Dans son sillage, son compatriote Wilmar (près de 30 milliards de dollars de capitalisation boursière) tente aussi de s’imposer comme acteur de premier plan en Afrique. En décembre 2010, le groupe spécialisé dans l’huile de palme a annoncé la création de deux coentreprises au Nigeria avec l’anglais PZ Cussons. Une raffinerie d’huile de palme et une branche de distribution (notamment de margarine) mobiliseront quelque 27,5 millions de dollars côté Wilmar et 27 millions côté PZ Cussons. En février, la multinationale s’est en outre payé le ghanéen Benso Oil Palm Plantation (détenu à 58,45 % par l’américain Unilever), pour 14 millions d’euros.

Et ce n’est pas fini. C’est dans le Liberia voisin que le malaisien Sime Darby est venu s’installer – pour la première fois en Afrique – pour planter 10 000 ha (sur une concession de 220 000 ha d’une durée de soixante-trois ans) et investir plus de 16 millions d’euros.
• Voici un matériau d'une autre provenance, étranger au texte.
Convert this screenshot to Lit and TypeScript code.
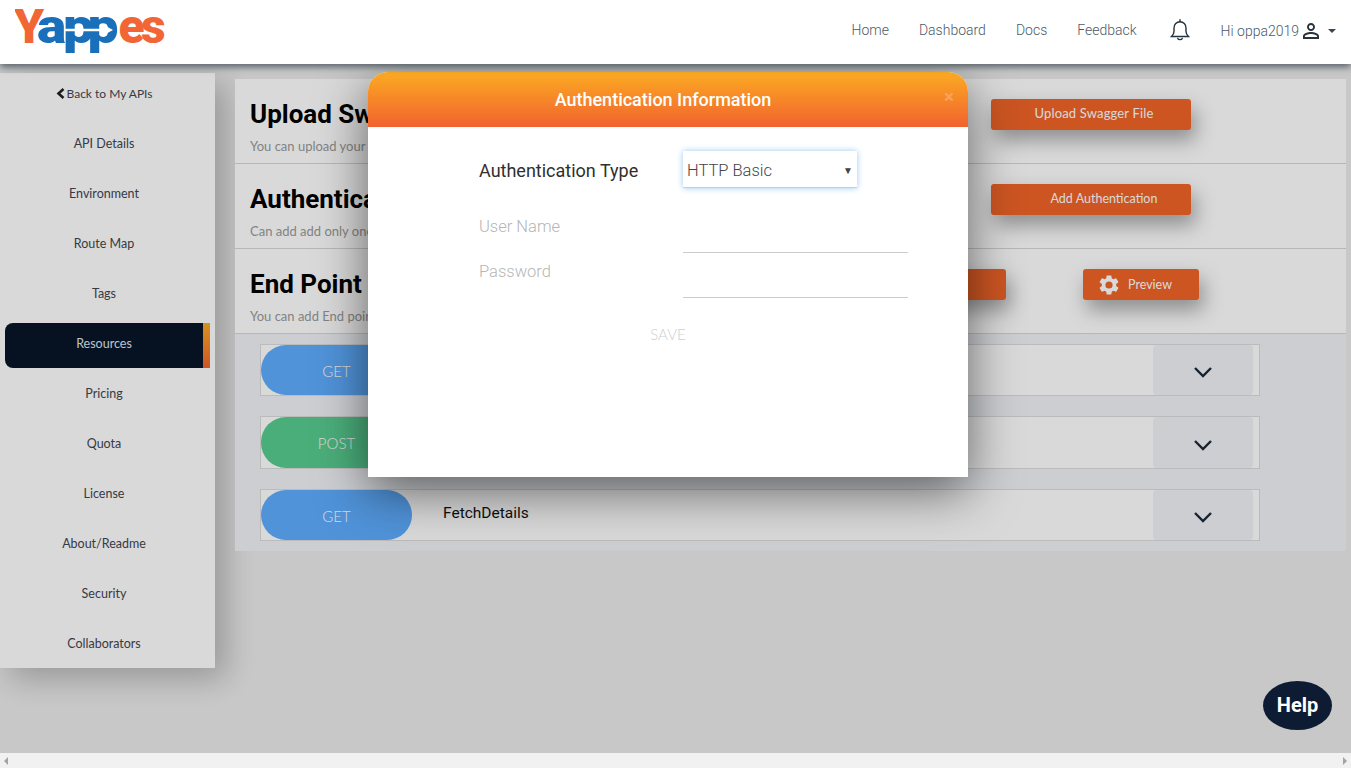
import { css, html, LitElement, svg } from 'lit'
import { customElement } from 'lit/decorators.js'

const NAV_ITEMS = [
  'API Details',
  'Environment',
  'Route Map',
  'Tags',
  'Resources',
  'Pricing',
  'Quota',
  'License',
  'About/Readme',
  'Security',
  'Collaborators',
]

const RESOURCES = [
  { method: 'GET', name: '' },
  { method: 'POST', name: '' },
  { method: 'GET', name: 'FetchDetails' },
]

const GEAR = svg`<path d="M19.14 12.94c.04-.3.06-.61.06-.94s-.02-.64-.07-.94l2.03-1.58a.49.49 0 0 0 .12-.61l-1.92-3.32a.49.49 0 0 0-.59-.22l-2.39.96c-.5-.38-1.03-.7-1.62-.94l-.36-2.54a.48.48 0 0 0-.48-.41h-3.84a.48.48 0 0 0-.47.41l-.36 2.54c-.59.24-1.13.57-1.62.94l-2.39-.96a.49.49 0 0 0-.59.22L2.74 8.87a.48.48 0 0 0 .12.61l2.03 1.58c-.05.3-.09.63-.09.94s.02.64.07.94l-2.03 1.58a.49.49 0 0 0-.12.61l1.92 3.32c.12.22.37.29.59.22l2.39-.96c.5.38 1.03.7 1.62.94l.36 2.54c.05.24.24.41.48.41h3.84c.24 0 .44-.17.47-.41l.36-2.54c.59-.24 1.13-.56 1.62-.94l2.39.96c.22.08.47 0 .59-.22l1.92-3.32a.48.48 0 0 0-.12-.61l-2.01-1.58zM12 15.6A3.6 3.6 0 1 1 12 8.4a3.6 3.6 0 0 1 0 7.2z"/>`

const PERSON = svg`<path d="M12 5.9c1.16 0 2.1.94 2.1 2.1s-.94 2.1-2.1 2.1S9.9 9.16 9.9 8s.94-2.1 2.1-2.1m0 9c2.97 0 6.1 1.46 6.1 2.1v1.1H5.9V17c0-.64 3.13-2.1 6.1-2.1M12 4C9.79 4 8 5.79 8 8s1.79 4 4 4 4-1.79 4-4-1.79-4-4-4zm0 9c-2.67 0-8 1.34-8 4v3h16v-3c0-2.66-5.33-4-8-4z"/>`

@customElement('app-root')
export class AppRoot extends LitElement {
  static override styles = css`
    :host {
      display: flex;
      flex-direction: column;
      height: 100vh;
      overflow: hidden;
      font-family: "Lato", "Liberation Sans", sans-serif;
      color: #333;
    }

    /* top bar sits above the modal backdrop */
    .topbar {
      position: relative;
      z-index: 3;
      flex: none;
      height: 64px;
      display: flex;
      align-items: center;
      background: #fff;
      box-shadow: 0 3px 7px rgba(50, 62, 72, 0.75);
      font-family: "Roboto", sans-serif;
      font-weight: 300;
      font-size: 14px;
      color: #4c5a66;
    }

    .logo {
      display: block;
      flex: none;
      margin-left: 15px;
      width: 150px;
      height: 50px;
    }

    .logo text {
      font-family: "Roboto", sans-serif;
      font-weight: 900;
      font-size: 48px;
    }

    .links {
      display: flex;
      margin-left: auto;
      margin-bottom: 4px;
      gap: 30px;
    }

    .bell {
      display: block;
      width: 22px;
      height: 22px;
      margin-left: 32px;
      margin-bottom: 4px;
      fill: none;
      stroke: #26323c;
      stroke-width: 1.4;
    }

    .user {
      display: flex;
      align-items: center;
      margin: 0 15px 2px 30px;
    }

    .user svg {
      display: block;
      width: 24px;
      height: 24px;
      fill: #26323c;
    }

    .caret {
      width: 0;
      height: 0;
      margin-left: 5px;
      border: 4px solid transparent;
      border-top-color: #3a4650;
      border-bottom-width: 0;
    }

    .main {
      position: relative;
      flex: 1;
      display: flex;
      align-items: flex-start;
      background: #ececec;
      overflow: hidden;
    }

    .sidebar {
      flex: none;
      width: 215px;
      margin-top: 9px;
      display: flex;
      flex-direction: column;
      gap: 5px;
      background: #fff;
      box-shadow: 10px 10px 30px rgba(0, 0, 0, 0.25);
      font-size: 12.5px;
      color: #3f4650;
    }

    .nav-item {
      height: 45px;
      margin: 0 5px;
      padding: 15px 7px 0 0;
      box-sizing: border-box;
      line-height: 12px;
      text-align: center;
    }

    .nav-item.back {
      font-size: 12px;
    }

    .nav-item.back svg {
      width: 9px;
      height: 11px;
      margin-right: 2px;
      vertical-align: -1px;
      fill: none;
      stroke: #222;
      stroke-width: 2.6;
    }

    .nav-item.active {
      background-color: #081528;
      color: #dfe6ee;
      border-right: 7px solid;
      border-image: linear-gradient(#fbb024, #f2632d) 1;
      padding-right: 0;
      clip-path: inset(0 round 8px 0 0 8px);
    }

    .content {
      flex: none;
      width: 1111px;
      margin: 15px 0 0 20px;
      background: #f0f2f7;
    }

    .section {
      display: flex;
      height: 85px;
      box-sizing: border-box;
      background: #fff;
      border-bottom: 1px solid #d8d8d8;
    }

    .section-text {
      flex: none;
      width: 571px;
      padding: 19px 0 0 15px;
      box-sizing: border-box;
      white-space: nowrap;
      overflow: hidden;
    }

    .section-text h2 {
      margin: 0;
      font-family: "Roboto", sans-serif;
      font-size: 26px;
      font-weight: 700;
      line-height: 33px;
      color: #000;
    }

    .section-text p {
      margin: 7px 0 0;
      font-size: 13px;
      line-height: 16px;
      color: #9a9a9a;
    }

    .actions {
      display: flex;
      align-items: flex-start;
      padding-top: 20px;
    }

    .actions.single {
      padding-left: 185px;
    }

    .actions.pair {
      gap: 77px;
    }

    .btn {
      display: flex;
      align-items: center;
      justify-content: center;
      box-sizing: border-box;
      width: 200px;
      height: 31px;
      padding-bottom: 3px;
      border-radius: 3px;
      background: #f06429;
      box-shadow: 4px 10px 20px rgba(0, 0, 0, 0.35);
      font-size: 13px;
      letter-spacing: 0.15px;
      color: #fff;
    }

    .btn.upload {
      padding-left: 6px;
    }

    .btn.add {
      padding-left: 26px;
      font-size: 12.5px;
      letter-spacing: 0;
    }

    .btn.preview {
      width: 116px;
      gap: 7px;
      justify-content: flex-start;
      padding: 0 0 0 14px;
      font-size: 12.5px;
      letter-spacing: 0;
    }

    .btn.preview span {
      margin-bottom: 1px;
    }

    .btn svg {
      display: block;
      width: 24px;
      height: 24px;
      fill: #fff;
    }

    .rows {
      display: flex;
      flex-direction: column;
      gap: 20px;
      padding: 10px 0 10px 25px;
    }

    .row {
      display: flex;
      align-items: center;
      box-sizing: border-box;
      width: 1000px;
      height: 52px;
      background: #fff;
      border: 1px solid #dcdcdc;
    }

    .row:nth-child(2) {
      height: 53px;
    }

    .pill {
      flex: none;
      display: flex;
      align-items: center;
      justify-content: center;
      width: 151px;
      height: 100%;
      padding-top: 1px;
      box-sizing: border-box;
      border-radius: 25px;
      background: #5fadff;
      font-size: 15px;
      font-weight: 300;
      color: #fff;
    }

    .pill.post {
      background: #58cd90;
    }

    .res-name {
      margin: 0 0 4px 31px;
      font-family: "Roboto", sans-serif;
      font-size: 15.5px;
      color: #111;
    }

    .toggle {
      display: flex;
      align-items: center;
      justify-content: center;
      width: 100px;
      height: 100%;
      margin-left: auto;
      margin-right: 6px;
      border-radius: 4px;
      background: #f0f2f7;
    }

    .toggle svg {
      width: 20px;
      height: 13px;
      margin-top: 5px;
      fill: none;
      stroke: #1b2a38;
      stroke-width: 2.4;
    }

    .backdrop {
      position: absolute;
      inset: 0;
      z-index: 1;
      padding: 8px 0 0 368px;
      background: rgba(0, 0, 0, 0.15);
    }

    .modal {
      width: 600px;
      height: 405px;
      background: #fff;
      border-radius: 20px 20px 0 0;
      box-shadow: 0 14px 50px rgba(0, 0, 0, 0.55);
    }

    .modal-head {
      position: relative;
      height: 55px;
      padding-right: 10px;
      border-radius: 20px 20px 0 0;
      background: linear-gradient(#fbab22, #f2622f);
      font-family: "Roboto", sans-serif;
      font-size: 18px;
      font-weight: 500;
      line-height: 55px;
      text-align: center;
      color: #fff;
    }

    .close {
      position: absolute;
      top: -3px;
      right: 14px;
      font-size: 19px;
      font-weight: 700;
      color: #f9a35a;
    }

    .form {
      display: grid;
      grid-template-columns: 204px 225px;
      padding: 24px 0 0 111px;
      font-family: "Roboto", sans-serif;
    }

    .form label {
      padding-top: 1px;
      font-size: 16.5px;
      font-weight: 300;
      line-height: 36px;
      color: #b5b5b5;
    }

    .form label.type {
      padding-top: 0;
      font-size: 18px;
      font-weight: 400;
      line-height: 40px;
      height: 57px;
      color: #2f2f2f;
    }

    .select {
      display: flex;
      align-items: center;
      justify-content: space-between;
      box-sizing: border-box;
      width: 174px;
      height: 37px;
      padding: 2px 4px 0;
      background: #fff;
      border-bottom: 1px solid #ccc;
      box-shadow: 0 0 6px rgba(120, 180, 240, 0.75);
      font-size: 16.5px;
      font-weight: 300;
      color: #444;
    }

    .select i {
      font-size: 10px;
      font-style: normal;
      font-weight: 400;
      color: #444;
    }

    .form input {
      display: block;
      width: 100%;
      height: 45px;
      padding: 0;
      box-sizing: border-box;
      border: 0;
      border-bottom: 1px solid #ccc;
      outline: none;
      background: transparent;
    }

    .save {
      margin-top: 26px;
      font-size: 15px;
      font-weight: 300;
      line-height: 20px;
      text-align: center;
      color: #cfcfcf;
    }

    .help {
      position: absolute;
      right: 19px;
      bottom: 23px;
      z-index: 2;
      width: 69px;
      height: 49px;
      border-radius: 50%;
      background: #0d1c33;
      font-family: "Roboto", sans-serif;
      font-size: 20px;
      font-weight: 700;
      line-height: 48px;
      text-align: center;
      color: #fff;
    }

    .scrollbar {
      flex: none;
      display: flex;
      align-items: center;
      justify-content: space-between;
      height: 15px;
      padding: 0 4px;
      box-sizing: border-box;
      background: #f1f1f1;
    }

    .scrollbar b {
      width: 0;
      height: 0;
      border: 4px solid transparent;
    }

    .scrollbar b.left {
      border-left-width: 0;
      border-right-color: #a3a3a3;
    }

    .scrollbar b.right {
      border-right-width: 0;
      border-left-color: #a3a3a3;
    }
  `

  // letters are placed one by one, the real logo interlocks them
  private renderLogo() {
    return html`
      <svg class="logo" viewBox="0 0 150 50" aria-label="Yappes">
        <text y="36" fill="#f26636" x="-1">Y</text>
        <text transform="translate(22 36) scale(1.15 1)" fill="#1a6fbb" x="0 22.600 44">app</text>
        <text y="36" fill="#f26636" x="103.500 126">es</text>
        <path d="M50 23h38" stroke="#fff" stroke-width="2.4"/>
        <path d="M87 17l11 6-11 6z" fill="#fff"/>
      </svg>
    `
  }

  private renderSidebar() {
    return html`
      <nav class="sidebar">
        <div class="nav-item back">
          <svg viewBox="0 0 9 11"><path d="M7.500 1l-5 4.500 5 4.500"/></svg>Back to My APIs
        </div>
        ${NAV_ITEMS.map(
          (item) => html`
            <div class="nav-item ${item === 'Resources' ? 'active' : ''}">${item}</div>
          `,
        )}
      </nav>
    `
  }

  private renderResource(res: { method: string; name: string }) {
    return html`
      <div class="row">
        <div class="pill ${res.method === 'POST' ? 'post' : ''}">${res.method}</div>
        <div class="res-name">${res.name}</div>
        <div class="toggle">
          <svg viewBox="0 0 20 13"><path d="M2 2l8 8 8-8"/></svg>
        </div>
      </div>
    `
  }

  private renderModal() {
    return html`
      <div class="backdrop">
        <div class="modal">
          <div class="modal-head">Authentication Information<span class="close">×</span></div>
          <div class="form">
            <label class="type">Authentication Type</label>
            <div>
              <div class="select">HTTP Basic<i>▼</i></div>
            </div>
            <label>User Name</label>
            <input type="text" />
            <label>Password</label>
            <input type="password" />
          </div>
          <div class="save">SAVE</div>
        </div>
      </div>
    `
  }

  override render() {
    return html`
      <header class="topbar">
        ${this.renderLogo()}
        <div class="links">
          <span>Home</span>
          <span>Dashboard</span>
          <span>Docs</span>
          <span>Feedback</span>
        </div>
        <svg class="bell" viewBox="0 0 22 22">
          <path d="M2.500 17.500c1.500-1.500 2.500-2.500 2.500-5V9c0-3.500 2.500-6.300 6-6.300s6 2.800 6 6.300v3.500c0 2.500 1 3.500 2.500 5z"/>
          <path d="M11 .8v2M8.800 19.500c.5 1.500 3.900 1.500 4.400 0" stroke-linecap="round"/>
        </svg>
        <div class="user">
          Hi oppa2019
          <svg viewBox="0 0 24 24">${PERSON}</svg>
          <span class="caret"></span>
        </div>
      </header>

      <div class="main">
        ${this.renderSidebar()}
        <section class="content">
          <div class="section">
            <div class="section-text">
              <h2>Upload Swagger</h2>
              <p>You can upload your Swagger file here</p>
            </div>
            <div class="actions single"><div class="btn upload">Upload Swagger File</div></div>
          </div>
          <div class="section">
            <div class="section-text">
              <h2>Authentication</h2>
              <p>Can add add only one authentication</p>
            </div>
            <div class="actions single"><div class="btn add">Add Authentication</div></div>
          </div>
          <div class="section">
            <div class="section-text">
              <h2>End Point Details</h2>
              <p>You can add End points here</p>
            </div>
            <div class="actions pair">
              <div class="btn">Add End Point</div>
              <div class="btn preview">
                <svg viewBox="0 0 24 24">${GEAR}</svg><span>Preview</span>
              </div>
            </div>
          </div>
          <div class="rows">${RESOURCES.map((res) => this.renderResource(res))}</div>
        </section>
        ${this.renderModal()}
        <div class="help">Help</div>
      </div>

      <div class="scrollbar"><b class="left"></b><b class="right"></b></div>
    `
  }
}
Un réservoir pour la Chine

Le géant chinois ne pouvait rester inactif. Olives tunisiennes, café ougandais, huile d’arachide sénégalaise, graines de sésame éthiopiennes… Pékin, dont la demande intérieure de produits alimentaires ne cesse de croître et les surfaces de production, de se raréfier au profit de zones industrielles, est dans un premier temps devenu un client glouton. Mais l’idée de l’empire du Milieu est aujourd’hui de profiter des besoins africains en financements et en technologies pour s’imposer comme producteur, et s’affranchir ainsi des intermédiaires tout en augmentant ses approvisionnements made in Africa.

Aujourd’hui, les ressources primaires – pétrole et mines – représentent 90 % des importations chinoises en provenance du continent, contre seulement 3 % pour l’agrobusiness. « L’Afrique peut devenir un réservoir de nourriture pour les 1,3 milliard de Chinois », estime Andrew Leung Kinpong, analyste du quotidien South China Morning Post (Hong Kong). De fait, le mouvement est déjà amorcé : les exportations agroalimentaires de l’Afrique du Sud (deuxième pays africain partenaire de Pékin après l’Angola) vers la Chine ont plus que doublé en 2010 par rapport à 2009, pour atteindre plus de 65 millions de dollars. Européens et Américains n’ont qu’à bien se tenir.